■ EXERCISE DIRECTIONS ■
Every line below that holds the string "Output" should be copied out.

■ EXCERPTED RECORDS ■

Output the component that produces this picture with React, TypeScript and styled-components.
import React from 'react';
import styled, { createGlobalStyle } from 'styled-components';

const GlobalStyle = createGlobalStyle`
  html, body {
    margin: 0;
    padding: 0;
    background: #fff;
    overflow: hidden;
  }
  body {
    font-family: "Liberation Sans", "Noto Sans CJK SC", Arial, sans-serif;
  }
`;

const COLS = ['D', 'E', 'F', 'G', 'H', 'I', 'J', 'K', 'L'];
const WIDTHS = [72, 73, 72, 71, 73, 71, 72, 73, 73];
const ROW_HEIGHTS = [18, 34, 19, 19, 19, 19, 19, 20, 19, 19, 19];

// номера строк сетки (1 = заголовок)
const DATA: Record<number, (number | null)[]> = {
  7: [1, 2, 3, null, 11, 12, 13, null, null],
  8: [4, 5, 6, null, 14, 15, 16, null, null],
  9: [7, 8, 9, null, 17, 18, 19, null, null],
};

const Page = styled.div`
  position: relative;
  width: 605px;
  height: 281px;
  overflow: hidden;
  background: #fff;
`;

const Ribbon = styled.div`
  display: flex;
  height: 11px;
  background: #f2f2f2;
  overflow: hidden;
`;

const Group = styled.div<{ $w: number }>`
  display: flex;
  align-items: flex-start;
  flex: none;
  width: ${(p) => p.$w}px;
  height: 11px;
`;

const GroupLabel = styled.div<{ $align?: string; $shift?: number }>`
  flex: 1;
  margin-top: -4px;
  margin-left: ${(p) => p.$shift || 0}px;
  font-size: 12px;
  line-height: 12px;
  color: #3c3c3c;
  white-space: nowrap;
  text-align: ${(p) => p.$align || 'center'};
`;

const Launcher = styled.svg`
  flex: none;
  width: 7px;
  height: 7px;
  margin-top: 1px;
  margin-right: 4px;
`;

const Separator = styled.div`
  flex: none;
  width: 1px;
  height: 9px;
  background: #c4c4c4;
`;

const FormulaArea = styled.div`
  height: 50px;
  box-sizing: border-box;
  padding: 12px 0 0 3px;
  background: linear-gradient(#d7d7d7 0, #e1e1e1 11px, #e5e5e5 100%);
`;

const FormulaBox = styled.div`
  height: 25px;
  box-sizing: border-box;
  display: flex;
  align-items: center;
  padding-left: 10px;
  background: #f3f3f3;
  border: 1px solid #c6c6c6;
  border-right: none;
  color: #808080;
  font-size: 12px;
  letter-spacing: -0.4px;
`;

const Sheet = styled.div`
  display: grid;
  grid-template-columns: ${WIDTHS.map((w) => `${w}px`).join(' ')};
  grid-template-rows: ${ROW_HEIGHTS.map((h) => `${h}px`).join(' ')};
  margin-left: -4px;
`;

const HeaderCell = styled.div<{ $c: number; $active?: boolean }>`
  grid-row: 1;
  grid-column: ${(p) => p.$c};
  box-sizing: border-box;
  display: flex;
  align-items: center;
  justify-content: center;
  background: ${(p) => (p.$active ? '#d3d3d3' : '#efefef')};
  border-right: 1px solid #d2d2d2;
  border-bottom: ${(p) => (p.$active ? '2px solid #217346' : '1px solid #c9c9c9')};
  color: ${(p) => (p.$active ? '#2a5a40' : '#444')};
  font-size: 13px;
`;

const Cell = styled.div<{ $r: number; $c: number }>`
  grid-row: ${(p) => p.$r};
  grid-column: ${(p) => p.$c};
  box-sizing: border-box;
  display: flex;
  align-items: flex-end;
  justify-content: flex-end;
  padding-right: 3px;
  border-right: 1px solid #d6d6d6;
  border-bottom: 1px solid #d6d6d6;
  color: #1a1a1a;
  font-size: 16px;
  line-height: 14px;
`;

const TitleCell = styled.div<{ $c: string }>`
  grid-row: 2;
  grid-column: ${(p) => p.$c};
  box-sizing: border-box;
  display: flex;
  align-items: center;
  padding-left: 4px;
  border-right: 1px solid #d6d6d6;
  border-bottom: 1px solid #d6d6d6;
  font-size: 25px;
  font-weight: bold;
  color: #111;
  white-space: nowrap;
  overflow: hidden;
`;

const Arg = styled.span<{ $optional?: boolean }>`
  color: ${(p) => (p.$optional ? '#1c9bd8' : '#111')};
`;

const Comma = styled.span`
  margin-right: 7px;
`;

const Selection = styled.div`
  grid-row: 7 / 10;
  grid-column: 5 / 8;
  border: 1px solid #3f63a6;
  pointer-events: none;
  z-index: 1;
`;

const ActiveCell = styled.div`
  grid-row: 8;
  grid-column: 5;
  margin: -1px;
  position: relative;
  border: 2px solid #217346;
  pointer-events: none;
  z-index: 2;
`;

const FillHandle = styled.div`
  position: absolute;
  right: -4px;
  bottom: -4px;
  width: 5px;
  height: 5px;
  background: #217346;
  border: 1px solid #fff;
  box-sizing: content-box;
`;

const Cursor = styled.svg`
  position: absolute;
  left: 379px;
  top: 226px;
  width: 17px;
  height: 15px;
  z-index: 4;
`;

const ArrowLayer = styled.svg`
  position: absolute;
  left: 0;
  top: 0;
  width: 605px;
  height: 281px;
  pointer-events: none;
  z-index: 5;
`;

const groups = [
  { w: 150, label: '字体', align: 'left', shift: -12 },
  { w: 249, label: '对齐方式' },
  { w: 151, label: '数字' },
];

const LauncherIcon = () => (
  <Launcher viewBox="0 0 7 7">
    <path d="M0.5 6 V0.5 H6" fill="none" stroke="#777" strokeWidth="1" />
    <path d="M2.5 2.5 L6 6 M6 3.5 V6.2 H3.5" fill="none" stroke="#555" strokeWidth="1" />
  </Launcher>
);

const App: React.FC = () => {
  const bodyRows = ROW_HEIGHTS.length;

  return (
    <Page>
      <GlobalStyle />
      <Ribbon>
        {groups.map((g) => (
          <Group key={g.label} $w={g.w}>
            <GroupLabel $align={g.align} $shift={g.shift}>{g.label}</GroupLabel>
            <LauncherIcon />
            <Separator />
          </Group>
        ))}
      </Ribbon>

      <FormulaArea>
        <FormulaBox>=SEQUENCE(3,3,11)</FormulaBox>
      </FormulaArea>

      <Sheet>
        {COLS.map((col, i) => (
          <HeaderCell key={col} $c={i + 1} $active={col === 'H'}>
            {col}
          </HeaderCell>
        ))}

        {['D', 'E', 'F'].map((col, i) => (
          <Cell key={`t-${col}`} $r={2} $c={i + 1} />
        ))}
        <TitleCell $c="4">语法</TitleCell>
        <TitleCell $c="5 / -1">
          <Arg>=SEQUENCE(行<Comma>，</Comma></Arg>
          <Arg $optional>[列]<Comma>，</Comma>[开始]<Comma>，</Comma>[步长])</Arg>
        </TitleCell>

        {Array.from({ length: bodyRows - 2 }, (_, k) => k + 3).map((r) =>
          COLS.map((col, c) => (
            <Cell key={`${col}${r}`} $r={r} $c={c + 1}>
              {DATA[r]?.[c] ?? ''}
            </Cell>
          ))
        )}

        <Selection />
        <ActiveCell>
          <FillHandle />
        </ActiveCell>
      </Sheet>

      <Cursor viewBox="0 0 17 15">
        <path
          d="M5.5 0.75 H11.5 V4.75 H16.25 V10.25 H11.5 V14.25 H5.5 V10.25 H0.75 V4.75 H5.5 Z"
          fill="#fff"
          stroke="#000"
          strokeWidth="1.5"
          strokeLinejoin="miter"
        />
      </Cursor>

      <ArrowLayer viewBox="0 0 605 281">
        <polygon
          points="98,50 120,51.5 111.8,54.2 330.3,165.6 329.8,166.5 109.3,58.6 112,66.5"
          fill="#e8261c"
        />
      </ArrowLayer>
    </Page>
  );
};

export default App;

--

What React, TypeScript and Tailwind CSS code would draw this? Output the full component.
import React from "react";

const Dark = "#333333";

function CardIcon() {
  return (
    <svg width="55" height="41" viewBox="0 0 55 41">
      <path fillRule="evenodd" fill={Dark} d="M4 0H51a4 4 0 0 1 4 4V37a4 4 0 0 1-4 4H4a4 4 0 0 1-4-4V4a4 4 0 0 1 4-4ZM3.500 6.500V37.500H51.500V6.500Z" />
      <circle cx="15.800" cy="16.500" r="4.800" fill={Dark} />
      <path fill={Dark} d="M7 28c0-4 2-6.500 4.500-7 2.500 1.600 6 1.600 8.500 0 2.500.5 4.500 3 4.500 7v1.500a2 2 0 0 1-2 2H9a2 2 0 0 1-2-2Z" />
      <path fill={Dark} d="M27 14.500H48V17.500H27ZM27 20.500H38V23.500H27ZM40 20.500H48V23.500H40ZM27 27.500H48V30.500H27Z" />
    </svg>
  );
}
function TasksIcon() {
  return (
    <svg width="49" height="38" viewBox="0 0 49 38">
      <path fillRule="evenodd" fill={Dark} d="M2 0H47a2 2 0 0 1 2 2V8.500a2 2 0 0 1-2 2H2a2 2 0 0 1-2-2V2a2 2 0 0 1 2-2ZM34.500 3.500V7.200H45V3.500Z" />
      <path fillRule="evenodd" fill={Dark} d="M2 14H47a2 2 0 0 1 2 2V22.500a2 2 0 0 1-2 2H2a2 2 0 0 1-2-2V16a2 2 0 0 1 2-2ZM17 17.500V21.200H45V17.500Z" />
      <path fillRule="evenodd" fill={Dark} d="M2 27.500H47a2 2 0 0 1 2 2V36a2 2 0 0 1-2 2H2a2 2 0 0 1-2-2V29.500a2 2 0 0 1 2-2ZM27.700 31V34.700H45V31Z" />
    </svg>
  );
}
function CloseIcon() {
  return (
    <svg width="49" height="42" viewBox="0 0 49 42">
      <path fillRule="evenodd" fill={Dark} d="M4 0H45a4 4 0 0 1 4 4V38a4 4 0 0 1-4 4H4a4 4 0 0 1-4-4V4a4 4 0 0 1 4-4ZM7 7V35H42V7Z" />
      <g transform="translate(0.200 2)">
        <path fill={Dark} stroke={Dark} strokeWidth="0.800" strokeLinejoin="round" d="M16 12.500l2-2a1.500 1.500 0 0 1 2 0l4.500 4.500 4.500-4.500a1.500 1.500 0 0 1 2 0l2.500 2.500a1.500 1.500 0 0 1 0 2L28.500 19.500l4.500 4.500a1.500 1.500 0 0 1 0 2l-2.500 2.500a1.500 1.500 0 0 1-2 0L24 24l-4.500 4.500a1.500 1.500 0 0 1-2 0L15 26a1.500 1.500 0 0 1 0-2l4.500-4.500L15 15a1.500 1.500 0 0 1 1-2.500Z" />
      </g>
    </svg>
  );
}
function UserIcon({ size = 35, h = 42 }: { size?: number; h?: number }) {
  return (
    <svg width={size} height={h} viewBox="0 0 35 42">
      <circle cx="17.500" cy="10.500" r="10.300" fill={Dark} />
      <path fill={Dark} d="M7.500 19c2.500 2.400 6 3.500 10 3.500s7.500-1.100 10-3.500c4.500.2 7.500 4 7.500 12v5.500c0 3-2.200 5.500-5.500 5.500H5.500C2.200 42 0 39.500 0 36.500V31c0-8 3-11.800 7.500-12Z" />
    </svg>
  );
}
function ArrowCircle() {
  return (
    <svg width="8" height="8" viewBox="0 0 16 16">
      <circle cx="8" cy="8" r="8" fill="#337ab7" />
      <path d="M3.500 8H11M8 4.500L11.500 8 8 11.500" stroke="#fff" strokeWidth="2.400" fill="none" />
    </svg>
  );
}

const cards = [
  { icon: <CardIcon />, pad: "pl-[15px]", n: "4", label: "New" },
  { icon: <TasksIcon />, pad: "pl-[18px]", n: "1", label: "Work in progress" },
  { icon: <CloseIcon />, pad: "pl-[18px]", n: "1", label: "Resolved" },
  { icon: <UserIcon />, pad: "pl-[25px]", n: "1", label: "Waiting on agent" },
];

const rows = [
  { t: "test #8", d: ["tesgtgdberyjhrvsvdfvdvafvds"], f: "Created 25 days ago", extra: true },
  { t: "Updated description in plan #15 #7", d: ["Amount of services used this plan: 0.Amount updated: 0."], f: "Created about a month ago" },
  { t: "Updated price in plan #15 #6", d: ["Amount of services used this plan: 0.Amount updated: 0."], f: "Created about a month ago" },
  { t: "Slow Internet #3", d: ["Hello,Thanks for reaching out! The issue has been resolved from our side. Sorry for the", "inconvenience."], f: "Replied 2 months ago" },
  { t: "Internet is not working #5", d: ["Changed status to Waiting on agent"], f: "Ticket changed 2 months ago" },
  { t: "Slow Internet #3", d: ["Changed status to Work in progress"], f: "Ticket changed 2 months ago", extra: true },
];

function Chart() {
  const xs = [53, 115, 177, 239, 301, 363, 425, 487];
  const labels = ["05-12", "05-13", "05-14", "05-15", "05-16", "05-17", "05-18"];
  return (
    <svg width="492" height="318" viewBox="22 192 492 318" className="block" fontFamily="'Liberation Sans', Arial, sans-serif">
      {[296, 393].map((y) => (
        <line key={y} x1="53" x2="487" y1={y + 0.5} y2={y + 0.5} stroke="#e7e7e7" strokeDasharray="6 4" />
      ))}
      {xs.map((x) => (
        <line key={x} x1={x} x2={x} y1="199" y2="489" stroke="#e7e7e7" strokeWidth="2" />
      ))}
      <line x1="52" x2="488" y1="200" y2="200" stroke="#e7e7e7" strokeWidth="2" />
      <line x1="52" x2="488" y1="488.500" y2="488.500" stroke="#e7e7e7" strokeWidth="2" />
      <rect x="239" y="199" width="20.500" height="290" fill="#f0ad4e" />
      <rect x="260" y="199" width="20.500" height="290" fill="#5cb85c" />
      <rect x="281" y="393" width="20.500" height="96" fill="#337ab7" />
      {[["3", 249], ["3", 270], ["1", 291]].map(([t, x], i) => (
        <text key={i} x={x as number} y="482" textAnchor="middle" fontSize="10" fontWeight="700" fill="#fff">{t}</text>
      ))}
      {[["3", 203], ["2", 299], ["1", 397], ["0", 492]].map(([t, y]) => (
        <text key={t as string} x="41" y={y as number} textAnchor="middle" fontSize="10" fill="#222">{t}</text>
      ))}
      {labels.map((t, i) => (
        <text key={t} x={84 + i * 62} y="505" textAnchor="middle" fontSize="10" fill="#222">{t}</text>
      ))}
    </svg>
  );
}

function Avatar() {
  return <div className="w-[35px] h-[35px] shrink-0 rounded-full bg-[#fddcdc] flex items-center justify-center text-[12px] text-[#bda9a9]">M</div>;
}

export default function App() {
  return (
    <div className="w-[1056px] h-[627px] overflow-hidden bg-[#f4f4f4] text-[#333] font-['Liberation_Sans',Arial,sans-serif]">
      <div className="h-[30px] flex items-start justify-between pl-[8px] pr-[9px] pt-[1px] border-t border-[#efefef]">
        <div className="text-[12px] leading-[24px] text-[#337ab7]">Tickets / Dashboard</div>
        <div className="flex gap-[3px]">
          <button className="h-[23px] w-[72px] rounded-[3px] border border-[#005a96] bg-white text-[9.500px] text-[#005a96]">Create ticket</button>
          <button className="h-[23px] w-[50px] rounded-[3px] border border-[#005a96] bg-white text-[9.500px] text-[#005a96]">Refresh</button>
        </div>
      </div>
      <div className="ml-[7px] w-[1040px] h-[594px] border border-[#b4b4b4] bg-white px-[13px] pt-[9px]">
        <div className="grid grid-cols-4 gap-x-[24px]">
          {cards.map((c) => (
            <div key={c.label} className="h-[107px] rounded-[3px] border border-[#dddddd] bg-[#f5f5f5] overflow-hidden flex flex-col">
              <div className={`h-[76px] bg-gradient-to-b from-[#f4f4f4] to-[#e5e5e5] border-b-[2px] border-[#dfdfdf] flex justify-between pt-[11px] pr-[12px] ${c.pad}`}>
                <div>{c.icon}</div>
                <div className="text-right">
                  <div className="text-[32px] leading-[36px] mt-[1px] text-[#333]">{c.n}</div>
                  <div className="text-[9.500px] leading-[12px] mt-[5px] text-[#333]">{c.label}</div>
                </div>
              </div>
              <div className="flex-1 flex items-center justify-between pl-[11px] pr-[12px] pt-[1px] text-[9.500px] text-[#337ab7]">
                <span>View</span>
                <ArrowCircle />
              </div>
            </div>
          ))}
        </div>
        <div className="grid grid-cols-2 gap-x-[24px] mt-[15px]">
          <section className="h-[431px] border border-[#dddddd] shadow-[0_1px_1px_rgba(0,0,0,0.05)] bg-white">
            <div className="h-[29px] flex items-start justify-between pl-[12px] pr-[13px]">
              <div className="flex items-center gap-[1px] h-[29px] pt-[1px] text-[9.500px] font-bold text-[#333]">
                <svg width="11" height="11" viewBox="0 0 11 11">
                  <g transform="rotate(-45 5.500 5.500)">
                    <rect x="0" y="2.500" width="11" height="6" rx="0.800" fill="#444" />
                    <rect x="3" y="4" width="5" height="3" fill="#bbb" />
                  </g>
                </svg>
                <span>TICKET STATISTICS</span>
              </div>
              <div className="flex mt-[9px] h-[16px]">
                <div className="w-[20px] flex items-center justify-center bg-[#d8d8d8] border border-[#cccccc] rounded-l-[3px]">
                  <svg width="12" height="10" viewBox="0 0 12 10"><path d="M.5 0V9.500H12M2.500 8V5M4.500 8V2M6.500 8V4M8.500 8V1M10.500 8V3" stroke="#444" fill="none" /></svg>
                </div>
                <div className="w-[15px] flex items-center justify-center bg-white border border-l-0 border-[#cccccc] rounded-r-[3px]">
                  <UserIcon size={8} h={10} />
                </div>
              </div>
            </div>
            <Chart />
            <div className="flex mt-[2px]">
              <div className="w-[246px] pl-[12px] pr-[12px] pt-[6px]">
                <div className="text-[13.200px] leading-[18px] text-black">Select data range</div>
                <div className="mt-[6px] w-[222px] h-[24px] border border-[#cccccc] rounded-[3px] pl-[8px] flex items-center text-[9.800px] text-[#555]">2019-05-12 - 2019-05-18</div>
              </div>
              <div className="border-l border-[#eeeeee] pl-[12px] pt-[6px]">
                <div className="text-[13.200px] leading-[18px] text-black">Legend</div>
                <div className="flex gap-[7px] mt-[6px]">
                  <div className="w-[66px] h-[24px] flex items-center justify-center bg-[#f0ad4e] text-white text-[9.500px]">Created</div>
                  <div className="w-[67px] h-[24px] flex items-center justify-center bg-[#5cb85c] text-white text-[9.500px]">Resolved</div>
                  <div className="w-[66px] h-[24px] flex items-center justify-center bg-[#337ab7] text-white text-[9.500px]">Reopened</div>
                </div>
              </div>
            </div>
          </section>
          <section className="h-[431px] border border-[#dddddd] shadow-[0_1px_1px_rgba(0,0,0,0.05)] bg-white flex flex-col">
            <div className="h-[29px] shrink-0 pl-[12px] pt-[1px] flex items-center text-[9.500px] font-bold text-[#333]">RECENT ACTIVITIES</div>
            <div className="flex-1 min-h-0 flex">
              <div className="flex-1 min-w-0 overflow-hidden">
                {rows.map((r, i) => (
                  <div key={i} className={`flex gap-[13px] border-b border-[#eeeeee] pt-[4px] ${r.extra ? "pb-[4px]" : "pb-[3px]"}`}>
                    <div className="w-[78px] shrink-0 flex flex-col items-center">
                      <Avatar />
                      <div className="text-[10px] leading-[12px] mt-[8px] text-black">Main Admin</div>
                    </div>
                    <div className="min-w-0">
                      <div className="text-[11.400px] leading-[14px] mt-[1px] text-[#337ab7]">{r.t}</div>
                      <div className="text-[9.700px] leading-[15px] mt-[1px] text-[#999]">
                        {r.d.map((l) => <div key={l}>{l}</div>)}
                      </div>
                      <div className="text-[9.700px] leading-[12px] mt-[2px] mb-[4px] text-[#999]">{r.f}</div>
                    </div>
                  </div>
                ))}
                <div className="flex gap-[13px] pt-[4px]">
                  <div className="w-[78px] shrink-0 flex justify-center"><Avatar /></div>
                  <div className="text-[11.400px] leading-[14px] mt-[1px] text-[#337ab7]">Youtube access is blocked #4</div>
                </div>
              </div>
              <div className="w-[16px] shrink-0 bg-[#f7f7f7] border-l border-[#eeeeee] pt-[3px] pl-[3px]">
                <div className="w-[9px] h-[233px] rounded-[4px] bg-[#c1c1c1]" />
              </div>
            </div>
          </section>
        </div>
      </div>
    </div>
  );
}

--

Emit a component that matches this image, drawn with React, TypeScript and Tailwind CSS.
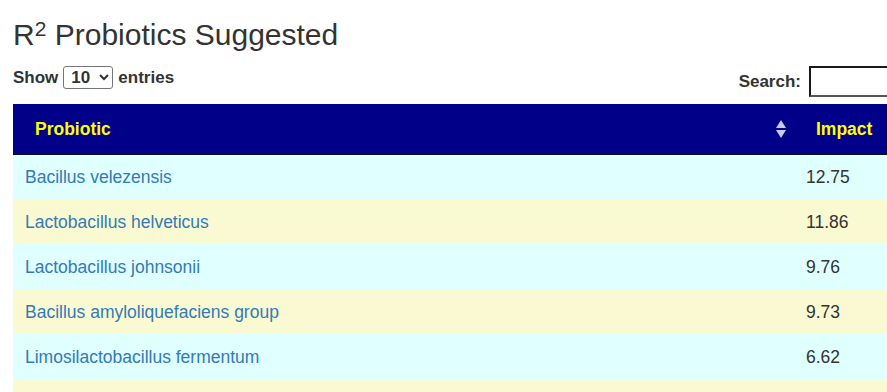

■ FINISHED ANSWER ■
Output the component that produces this picture with React, TypeScript and styled-components.
What React, TypeScript and Tailwind CSS code would draw this? Output the full component.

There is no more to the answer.